Why situationships make sense
Situationships are often framed as failures of courage or clarity. But from a Dunbar perspective, they’re a rational response to limited capacity.
A situationship requires less emotional labour than a full relationship and definitely doesn’t demand exclusivity (unless they’re the jealous type). It also doesn’t displace close friends and keeps inner-circle slots flexible.
It sits somewhere between Dunbar’s “close friends” and “good friends” layers — intimate enough to feel meaningful, but not demanding enough to force long-term reallocation of emotional resources.
For a generation navigating economic instability, identity exploration, and heightened mental health awareness, this kind of connection can feel safer and more sustainable — even if it’s ultimately unsatisfying.
The friendship fallout
One of the most common complaints in Gen Z social life isn’t about dating — it’s about friends disappearing once they get into relationships.
Dunbar’s theory offers a blunt explanation: someone always gets downgraded.
Choosing a relationship means choosing to invest heavily in one person — and, by extension, choosing to invest less elsewhere. Close friends often slide into the next layer — not because they matter less, but because they now receive less attention.
This also explains why friendships in your early twenties feel more fluid, and sometimes more fragile, than in childhood. Everyone is constantly renegotiating their inner circle, often without fully realising it.
This is why modern dating often stalls at the edge of seriousness. It’s not that people don’t want closeness. It’s that closeness demands sacrifice, and we’re rarely honest about what that sacrifice entails.
Why breakups feel so isolating
After a breakup, many people say the same thing: “I have friends, but I still feel alone.”

A breakup doesn’t just end a relationship — it removes a core emotional anchor. Friends can support you, but rebuilding that depth takes time. Casual socialising can’t replace an inner-circle bond overnight.
This is why rebounds are so tempting. They’re not just about distraction — they’re fast ways to refill an empty slot that feels intolerably quiet.
Social media: connection without closeness
Gen Z is the most socially connected generation in history, but connection isn’t the same as intimacy.
Social media is excellent at maintaining weak ties. It keeps acquaintances warm, relationships visible, and emotional decay slow. What it can’t do is substitute for the sustained attention and vulnerability required to build deep bonds.
You can have thousands of followers, dozens of group chats, and a packed social calendar — and still struggle to maintain one stable, intimate relationship. Dunbar’s limits don’t disappear just because communication is constant.
The real question
Instead of asking, “Why can’t people commit anymore?”, Dunbar’s theory pushes us to ask a better question:
What are people already emotionally committed to?
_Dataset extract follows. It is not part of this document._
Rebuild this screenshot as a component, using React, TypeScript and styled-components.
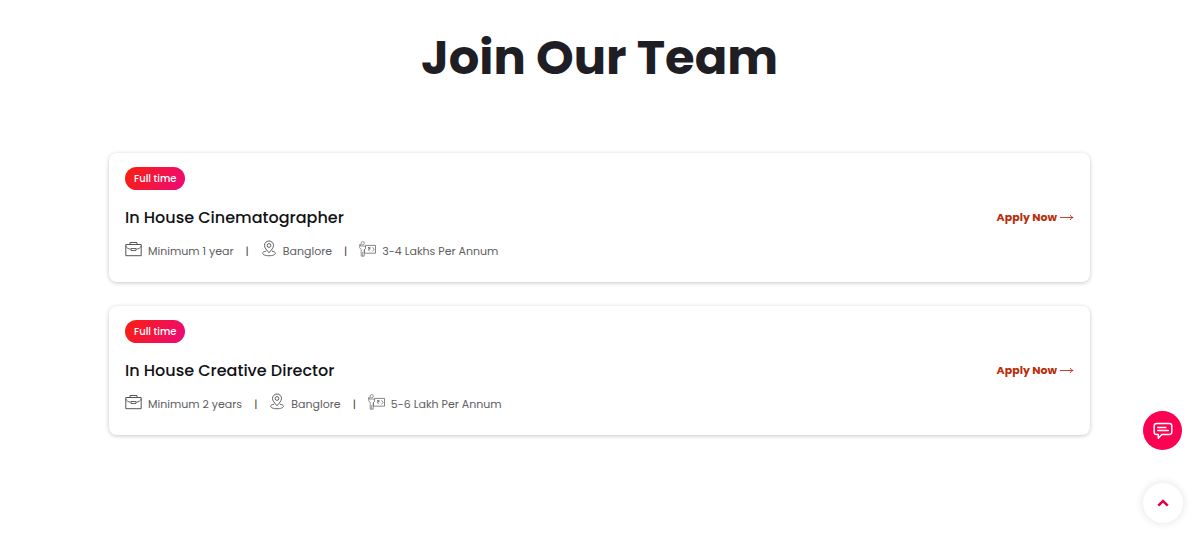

Friends. Family. Careers. Online communities. Personal growth. Mental health. Existing romantic entanglements. In a world that asks us to be everything, everywhere, all the time, intimacy becomes one more demand competing for limited resources.
The takeaway
Gen Z isn’t bad at relationships. We’re just dating in a culture that ignores the reality of emotional limits. Dunbar’s theory reminds us that:
- Depth requires time
- Intimacy requires prioritisation
- You can’t scale closeness the way you scale networks
You don’t run out of love. You run out of attention, energy, and emotional space.
And until dating culture accounts for that, the tension between freedom and closeness will remain unresolved — not because we’re broken, but because we’re human.